▶ [Task to carry out]
Copy every line of the entries that includes the word "this".

▶ [Records to use]

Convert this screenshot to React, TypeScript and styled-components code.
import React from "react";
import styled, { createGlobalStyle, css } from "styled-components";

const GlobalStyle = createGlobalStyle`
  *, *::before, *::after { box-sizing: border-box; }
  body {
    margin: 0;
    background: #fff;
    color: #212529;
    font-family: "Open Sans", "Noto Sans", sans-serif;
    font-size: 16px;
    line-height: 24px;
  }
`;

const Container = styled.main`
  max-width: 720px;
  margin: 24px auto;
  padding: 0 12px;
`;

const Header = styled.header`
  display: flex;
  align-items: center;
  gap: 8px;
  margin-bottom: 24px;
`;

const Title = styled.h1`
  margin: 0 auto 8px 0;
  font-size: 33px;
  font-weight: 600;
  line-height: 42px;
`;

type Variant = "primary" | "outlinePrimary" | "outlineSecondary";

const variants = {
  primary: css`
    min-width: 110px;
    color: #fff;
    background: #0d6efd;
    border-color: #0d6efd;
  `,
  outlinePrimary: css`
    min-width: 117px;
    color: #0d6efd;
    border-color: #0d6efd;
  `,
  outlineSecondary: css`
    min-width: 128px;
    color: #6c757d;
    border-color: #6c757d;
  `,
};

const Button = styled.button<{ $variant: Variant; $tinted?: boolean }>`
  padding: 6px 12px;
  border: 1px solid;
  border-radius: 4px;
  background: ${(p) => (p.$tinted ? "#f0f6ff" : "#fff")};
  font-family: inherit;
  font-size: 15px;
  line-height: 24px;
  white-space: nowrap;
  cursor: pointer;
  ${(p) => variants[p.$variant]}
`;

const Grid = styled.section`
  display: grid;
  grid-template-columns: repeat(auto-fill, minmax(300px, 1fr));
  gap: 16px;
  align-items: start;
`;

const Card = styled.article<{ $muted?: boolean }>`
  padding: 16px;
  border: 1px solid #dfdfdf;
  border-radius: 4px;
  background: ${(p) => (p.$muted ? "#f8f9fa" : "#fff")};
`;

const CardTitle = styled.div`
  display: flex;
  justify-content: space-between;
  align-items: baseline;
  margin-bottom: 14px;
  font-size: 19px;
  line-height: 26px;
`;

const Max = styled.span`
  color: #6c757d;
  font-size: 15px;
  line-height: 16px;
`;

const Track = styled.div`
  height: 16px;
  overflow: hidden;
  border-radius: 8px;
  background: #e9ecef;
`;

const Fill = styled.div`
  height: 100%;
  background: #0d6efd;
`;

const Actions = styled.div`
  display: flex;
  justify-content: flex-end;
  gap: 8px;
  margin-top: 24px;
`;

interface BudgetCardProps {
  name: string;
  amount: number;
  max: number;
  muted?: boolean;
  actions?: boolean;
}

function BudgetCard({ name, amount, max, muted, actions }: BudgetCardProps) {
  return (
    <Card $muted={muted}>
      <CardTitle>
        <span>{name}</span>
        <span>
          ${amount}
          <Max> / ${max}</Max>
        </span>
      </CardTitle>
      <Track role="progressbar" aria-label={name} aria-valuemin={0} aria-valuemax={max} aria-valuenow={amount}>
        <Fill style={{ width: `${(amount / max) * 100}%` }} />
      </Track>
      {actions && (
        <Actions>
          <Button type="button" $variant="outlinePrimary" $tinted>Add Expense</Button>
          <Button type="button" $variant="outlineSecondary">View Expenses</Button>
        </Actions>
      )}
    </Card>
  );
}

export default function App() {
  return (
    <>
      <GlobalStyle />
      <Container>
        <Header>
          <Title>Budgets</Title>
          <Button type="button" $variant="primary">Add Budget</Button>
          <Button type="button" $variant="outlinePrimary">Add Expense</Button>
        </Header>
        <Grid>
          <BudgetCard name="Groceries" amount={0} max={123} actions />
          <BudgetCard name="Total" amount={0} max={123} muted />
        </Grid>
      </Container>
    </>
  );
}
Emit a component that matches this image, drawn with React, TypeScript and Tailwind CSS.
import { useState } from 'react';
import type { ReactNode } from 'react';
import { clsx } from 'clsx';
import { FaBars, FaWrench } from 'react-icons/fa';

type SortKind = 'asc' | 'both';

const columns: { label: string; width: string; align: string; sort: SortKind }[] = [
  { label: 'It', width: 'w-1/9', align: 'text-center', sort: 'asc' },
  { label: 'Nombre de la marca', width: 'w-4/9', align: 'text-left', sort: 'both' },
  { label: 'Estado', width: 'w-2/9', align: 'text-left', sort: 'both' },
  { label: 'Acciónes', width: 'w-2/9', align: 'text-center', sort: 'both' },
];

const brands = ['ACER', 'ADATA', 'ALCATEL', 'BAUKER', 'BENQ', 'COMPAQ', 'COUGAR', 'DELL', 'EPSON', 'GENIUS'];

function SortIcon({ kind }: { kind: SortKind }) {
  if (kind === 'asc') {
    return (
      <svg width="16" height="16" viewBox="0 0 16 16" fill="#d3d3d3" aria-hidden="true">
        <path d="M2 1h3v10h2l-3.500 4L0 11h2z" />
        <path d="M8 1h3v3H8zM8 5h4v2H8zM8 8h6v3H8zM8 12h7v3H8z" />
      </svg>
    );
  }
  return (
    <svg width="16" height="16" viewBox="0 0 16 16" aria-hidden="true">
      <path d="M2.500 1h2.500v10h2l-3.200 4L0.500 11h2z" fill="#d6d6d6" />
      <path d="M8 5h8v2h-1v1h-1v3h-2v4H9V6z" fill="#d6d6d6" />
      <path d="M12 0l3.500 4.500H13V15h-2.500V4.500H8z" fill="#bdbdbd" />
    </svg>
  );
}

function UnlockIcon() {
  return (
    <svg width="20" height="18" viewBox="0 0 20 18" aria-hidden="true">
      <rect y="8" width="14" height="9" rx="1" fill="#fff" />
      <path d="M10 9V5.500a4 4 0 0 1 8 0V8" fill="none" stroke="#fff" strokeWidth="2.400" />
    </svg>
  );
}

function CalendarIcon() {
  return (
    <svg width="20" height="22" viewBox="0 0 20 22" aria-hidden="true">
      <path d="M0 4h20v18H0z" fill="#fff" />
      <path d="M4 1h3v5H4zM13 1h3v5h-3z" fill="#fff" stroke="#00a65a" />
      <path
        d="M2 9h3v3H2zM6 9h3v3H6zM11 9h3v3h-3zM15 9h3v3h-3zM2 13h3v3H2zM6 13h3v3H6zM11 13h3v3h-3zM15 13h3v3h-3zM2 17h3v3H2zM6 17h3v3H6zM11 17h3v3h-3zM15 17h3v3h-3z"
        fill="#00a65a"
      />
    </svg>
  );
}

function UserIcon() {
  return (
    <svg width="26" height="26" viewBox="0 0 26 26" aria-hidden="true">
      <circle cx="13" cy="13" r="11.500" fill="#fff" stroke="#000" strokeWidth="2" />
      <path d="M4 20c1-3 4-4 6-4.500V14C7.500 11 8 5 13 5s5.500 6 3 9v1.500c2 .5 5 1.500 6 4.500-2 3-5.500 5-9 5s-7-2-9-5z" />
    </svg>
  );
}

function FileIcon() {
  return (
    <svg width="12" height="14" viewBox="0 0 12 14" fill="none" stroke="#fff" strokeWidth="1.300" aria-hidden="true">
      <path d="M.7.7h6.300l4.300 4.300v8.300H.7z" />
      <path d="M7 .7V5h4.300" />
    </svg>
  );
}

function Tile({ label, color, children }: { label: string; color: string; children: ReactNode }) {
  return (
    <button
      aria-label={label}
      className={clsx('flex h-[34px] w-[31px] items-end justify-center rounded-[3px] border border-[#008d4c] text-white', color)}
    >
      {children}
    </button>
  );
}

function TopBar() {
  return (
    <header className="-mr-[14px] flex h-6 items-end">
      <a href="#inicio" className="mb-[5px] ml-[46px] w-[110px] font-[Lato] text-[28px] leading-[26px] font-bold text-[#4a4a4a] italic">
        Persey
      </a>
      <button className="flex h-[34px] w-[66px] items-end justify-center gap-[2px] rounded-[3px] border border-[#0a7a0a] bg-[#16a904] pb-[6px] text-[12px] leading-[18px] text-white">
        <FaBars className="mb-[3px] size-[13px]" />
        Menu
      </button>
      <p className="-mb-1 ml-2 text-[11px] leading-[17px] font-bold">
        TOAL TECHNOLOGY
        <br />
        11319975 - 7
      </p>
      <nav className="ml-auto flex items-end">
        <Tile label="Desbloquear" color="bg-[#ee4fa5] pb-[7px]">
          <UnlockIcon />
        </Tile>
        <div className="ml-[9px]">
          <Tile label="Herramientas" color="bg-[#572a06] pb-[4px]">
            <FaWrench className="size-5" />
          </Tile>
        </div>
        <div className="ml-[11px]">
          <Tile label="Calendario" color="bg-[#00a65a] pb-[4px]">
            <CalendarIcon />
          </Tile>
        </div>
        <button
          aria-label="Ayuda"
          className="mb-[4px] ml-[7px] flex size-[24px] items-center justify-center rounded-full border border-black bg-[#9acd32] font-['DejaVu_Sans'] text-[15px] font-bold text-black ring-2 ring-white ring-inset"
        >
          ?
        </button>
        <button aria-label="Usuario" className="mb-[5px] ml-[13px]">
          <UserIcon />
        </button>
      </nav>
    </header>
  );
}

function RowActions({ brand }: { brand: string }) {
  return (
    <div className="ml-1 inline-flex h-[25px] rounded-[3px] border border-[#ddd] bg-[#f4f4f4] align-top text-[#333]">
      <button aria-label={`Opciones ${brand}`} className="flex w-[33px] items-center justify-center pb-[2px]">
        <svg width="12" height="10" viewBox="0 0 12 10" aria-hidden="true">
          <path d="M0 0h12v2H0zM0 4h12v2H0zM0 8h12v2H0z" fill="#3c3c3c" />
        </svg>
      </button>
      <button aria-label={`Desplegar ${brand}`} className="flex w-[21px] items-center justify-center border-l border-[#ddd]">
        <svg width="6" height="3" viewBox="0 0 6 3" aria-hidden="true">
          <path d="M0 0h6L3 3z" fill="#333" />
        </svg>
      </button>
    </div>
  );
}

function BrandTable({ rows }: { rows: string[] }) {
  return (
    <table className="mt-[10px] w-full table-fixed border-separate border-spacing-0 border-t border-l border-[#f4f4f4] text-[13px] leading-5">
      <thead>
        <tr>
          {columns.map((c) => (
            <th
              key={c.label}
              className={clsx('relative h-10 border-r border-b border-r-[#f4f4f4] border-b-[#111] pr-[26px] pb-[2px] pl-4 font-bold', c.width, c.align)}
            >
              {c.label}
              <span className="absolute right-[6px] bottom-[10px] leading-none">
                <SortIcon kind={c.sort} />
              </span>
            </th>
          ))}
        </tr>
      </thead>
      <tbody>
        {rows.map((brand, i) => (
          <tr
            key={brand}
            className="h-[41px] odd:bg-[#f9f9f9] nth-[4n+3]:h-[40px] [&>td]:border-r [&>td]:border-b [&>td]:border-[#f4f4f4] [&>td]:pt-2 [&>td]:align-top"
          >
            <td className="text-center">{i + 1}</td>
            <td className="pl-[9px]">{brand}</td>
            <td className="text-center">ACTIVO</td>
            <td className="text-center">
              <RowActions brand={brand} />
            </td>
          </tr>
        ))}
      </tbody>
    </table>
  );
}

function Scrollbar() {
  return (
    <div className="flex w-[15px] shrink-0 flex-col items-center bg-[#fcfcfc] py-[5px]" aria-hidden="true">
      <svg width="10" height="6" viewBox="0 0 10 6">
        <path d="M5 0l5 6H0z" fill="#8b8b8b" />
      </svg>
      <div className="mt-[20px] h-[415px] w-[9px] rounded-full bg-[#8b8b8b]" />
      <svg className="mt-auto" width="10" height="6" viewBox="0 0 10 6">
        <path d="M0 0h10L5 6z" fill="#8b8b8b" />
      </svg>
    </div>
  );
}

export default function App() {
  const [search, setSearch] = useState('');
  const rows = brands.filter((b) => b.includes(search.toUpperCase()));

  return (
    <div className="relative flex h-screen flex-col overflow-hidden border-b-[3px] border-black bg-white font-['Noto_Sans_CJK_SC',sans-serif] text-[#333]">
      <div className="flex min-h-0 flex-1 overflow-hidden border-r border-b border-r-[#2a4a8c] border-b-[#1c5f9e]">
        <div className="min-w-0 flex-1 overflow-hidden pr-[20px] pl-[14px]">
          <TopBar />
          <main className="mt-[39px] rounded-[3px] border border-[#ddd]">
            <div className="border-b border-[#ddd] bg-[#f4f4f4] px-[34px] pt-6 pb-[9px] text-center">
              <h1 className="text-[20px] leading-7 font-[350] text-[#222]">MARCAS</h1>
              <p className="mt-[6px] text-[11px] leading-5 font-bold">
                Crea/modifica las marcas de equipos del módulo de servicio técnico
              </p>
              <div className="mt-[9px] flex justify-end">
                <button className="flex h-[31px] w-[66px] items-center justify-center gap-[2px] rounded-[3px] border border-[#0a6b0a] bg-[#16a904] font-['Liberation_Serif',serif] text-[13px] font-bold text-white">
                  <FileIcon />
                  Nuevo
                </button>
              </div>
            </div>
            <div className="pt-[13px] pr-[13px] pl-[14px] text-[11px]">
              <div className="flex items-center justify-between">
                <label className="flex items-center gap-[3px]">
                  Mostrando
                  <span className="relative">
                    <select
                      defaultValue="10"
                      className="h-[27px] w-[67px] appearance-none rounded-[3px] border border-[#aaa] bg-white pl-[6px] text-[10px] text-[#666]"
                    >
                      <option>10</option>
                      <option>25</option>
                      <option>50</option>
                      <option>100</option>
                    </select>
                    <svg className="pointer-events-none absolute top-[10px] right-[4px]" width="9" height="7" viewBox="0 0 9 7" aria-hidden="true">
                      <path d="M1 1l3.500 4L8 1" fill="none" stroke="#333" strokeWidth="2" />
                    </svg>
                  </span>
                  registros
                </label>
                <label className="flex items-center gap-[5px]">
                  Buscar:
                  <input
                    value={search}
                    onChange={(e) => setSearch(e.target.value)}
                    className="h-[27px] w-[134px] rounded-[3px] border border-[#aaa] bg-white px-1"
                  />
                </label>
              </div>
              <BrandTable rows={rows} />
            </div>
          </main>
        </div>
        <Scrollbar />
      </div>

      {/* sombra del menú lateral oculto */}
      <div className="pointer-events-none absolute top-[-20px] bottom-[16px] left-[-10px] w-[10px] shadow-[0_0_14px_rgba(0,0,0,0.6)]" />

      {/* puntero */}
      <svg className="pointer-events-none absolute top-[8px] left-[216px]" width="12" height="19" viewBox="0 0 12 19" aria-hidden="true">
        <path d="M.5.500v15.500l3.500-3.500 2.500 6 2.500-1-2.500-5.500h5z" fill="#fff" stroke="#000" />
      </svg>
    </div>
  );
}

▶ [Result]
Convert this screenshot to React, TypeScript and styled-components code.
Emit a component that matches this image, drawn with React, TypeScript and Tailwind CSS.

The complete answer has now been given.